### Exercise material
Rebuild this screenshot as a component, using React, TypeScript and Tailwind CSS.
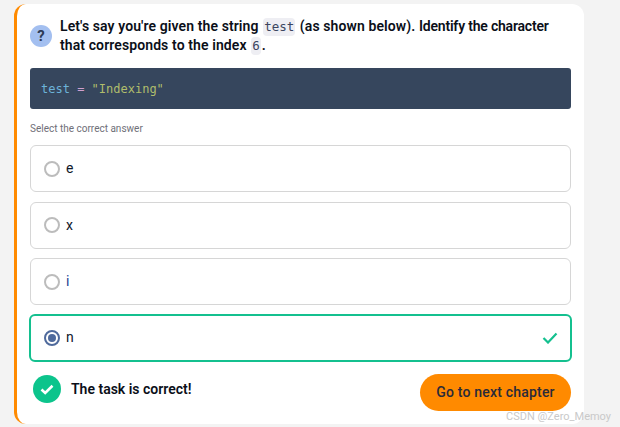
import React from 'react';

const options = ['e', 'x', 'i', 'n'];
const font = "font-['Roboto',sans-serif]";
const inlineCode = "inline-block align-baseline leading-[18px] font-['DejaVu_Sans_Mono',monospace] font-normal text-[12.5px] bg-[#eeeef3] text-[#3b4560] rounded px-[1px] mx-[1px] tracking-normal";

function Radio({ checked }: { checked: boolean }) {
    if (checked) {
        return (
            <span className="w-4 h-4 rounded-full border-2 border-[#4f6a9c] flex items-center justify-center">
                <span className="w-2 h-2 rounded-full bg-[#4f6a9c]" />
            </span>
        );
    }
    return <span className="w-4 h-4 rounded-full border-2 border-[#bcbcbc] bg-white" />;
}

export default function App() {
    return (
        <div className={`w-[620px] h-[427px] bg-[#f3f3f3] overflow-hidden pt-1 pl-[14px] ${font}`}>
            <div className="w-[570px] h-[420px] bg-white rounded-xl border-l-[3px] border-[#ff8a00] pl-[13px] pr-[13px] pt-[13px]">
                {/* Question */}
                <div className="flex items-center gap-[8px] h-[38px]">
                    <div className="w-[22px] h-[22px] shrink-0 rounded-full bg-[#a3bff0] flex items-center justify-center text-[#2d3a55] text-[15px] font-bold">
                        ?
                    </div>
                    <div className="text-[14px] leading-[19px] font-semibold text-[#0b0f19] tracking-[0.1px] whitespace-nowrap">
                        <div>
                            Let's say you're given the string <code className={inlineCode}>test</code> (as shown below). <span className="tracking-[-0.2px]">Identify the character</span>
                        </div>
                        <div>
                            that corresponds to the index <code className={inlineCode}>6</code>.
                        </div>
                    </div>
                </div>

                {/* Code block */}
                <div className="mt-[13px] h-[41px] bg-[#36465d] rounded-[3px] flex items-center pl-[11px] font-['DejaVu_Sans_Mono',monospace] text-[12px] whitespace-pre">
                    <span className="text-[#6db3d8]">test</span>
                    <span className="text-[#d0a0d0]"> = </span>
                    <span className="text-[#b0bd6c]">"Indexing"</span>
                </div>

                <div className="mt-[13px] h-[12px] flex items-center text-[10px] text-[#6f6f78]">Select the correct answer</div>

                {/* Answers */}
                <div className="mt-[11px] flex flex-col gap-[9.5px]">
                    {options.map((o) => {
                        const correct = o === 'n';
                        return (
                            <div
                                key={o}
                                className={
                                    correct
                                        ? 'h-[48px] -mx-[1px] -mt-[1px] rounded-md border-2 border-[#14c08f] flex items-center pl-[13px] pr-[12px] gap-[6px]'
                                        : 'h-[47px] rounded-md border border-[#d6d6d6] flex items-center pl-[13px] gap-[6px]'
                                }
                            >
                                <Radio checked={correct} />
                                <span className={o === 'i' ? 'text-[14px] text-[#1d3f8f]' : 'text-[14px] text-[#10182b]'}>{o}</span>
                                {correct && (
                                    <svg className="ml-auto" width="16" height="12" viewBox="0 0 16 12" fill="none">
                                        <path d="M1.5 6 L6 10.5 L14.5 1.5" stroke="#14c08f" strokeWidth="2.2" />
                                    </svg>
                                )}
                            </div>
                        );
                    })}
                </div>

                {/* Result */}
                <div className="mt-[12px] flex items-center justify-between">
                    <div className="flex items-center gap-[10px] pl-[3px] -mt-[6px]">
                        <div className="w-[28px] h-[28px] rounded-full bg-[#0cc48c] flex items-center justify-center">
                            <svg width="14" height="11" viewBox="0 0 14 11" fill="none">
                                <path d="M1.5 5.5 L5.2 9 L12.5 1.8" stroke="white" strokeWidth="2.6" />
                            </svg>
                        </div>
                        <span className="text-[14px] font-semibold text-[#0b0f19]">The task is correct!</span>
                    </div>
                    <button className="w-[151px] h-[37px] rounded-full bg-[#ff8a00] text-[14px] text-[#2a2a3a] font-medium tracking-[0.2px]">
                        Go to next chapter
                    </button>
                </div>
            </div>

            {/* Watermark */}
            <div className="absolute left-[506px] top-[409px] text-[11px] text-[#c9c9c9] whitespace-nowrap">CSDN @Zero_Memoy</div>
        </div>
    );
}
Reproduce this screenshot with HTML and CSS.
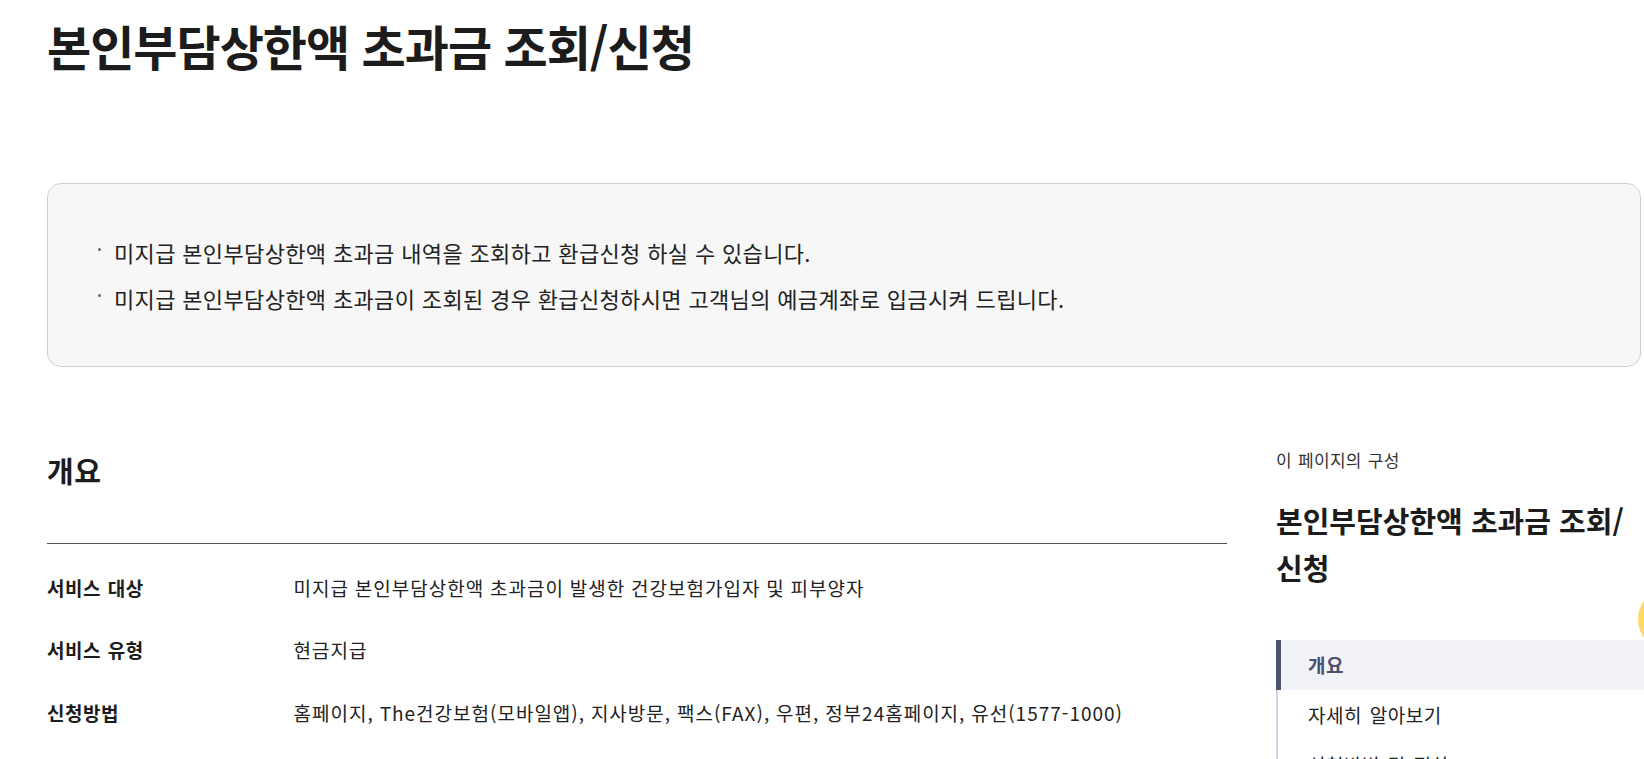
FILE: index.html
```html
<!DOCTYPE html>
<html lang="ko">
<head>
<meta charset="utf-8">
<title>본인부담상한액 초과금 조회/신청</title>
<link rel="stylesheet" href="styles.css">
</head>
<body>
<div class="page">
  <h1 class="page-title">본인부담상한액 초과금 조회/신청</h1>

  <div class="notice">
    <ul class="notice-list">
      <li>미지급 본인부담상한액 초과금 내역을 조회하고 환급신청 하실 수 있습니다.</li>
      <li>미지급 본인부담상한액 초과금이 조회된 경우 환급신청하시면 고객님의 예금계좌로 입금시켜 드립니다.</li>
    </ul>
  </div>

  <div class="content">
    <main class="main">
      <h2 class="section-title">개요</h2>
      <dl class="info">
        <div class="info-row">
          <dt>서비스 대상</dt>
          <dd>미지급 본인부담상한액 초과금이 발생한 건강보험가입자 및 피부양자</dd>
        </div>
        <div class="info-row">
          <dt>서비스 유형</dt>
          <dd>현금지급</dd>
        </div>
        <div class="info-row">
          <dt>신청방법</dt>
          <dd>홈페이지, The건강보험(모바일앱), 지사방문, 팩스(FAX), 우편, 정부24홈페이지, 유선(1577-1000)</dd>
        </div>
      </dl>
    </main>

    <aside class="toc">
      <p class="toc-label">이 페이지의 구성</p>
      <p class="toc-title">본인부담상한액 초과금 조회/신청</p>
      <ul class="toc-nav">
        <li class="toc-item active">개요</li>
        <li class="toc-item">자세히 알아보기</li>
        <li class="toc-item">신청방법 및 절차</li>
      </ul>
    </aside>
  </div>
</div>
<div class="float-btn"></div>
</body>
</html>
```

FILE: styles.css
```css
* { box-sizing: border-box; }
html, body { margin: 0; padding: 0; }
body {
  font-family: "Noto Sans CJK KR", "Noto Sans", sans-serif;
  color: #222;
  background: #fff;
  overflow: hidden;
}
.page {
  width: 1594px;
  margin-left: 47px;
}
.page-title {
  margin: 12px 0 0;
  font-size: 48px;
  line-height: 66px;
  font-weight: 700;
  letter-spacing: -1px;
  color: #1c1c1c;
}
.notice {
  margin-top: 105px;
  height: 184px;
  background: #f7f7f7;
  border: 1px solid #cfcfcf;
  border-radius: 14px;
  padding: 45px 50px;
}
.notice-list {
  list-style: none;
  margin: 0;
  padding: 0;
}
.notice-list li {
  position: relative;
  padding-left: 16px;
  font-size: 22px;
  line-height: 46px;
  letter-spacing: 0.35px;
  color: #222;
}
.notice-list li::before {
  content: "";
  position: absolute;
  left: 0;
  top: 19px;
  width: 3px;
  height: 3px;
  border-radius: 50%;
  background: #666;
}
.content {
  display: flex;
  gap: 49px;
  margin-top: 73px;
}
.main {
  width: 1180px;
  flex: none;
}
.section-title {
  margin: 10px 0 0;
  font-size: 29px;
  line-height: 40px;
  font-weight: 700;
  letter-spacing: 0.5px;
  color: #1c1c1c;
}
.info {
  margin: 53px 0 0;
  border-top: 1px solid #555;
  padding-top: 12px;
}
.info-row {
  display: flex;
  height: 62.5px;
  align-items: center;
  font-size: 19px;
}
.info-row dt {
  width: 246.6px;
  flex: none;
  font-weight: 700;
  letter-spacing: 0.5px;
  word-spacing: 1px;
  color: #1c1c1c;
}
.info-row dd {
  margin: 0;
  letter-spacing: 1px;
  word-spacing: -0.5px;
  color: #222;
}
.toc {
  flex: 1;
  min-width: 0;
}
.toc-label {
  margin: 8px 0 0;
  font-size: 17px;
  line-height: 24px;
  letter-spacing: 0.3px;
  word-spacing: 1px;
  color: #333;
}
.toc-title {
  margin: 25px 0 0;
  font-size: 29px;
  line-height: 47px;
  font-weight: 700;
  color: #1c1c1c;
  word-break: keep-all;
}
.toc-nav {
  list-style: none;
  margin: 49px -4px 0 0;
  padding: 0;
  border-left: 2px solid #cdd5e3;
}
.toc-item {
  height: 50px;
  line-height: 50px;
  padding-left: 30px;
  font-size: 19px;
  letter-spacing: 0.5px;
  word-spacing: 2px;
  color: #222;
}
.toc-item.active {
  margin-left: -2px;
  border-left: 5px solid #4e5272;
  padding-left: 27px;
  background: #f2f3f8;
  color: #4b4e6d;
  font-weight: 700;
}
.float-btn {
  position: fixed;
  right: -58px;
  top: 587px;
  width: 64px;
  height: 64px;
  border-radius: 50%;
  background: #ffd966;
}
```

### Brief
Using the material above, state how many lines include the string "this". Answer with a single number.

### Exercise result
2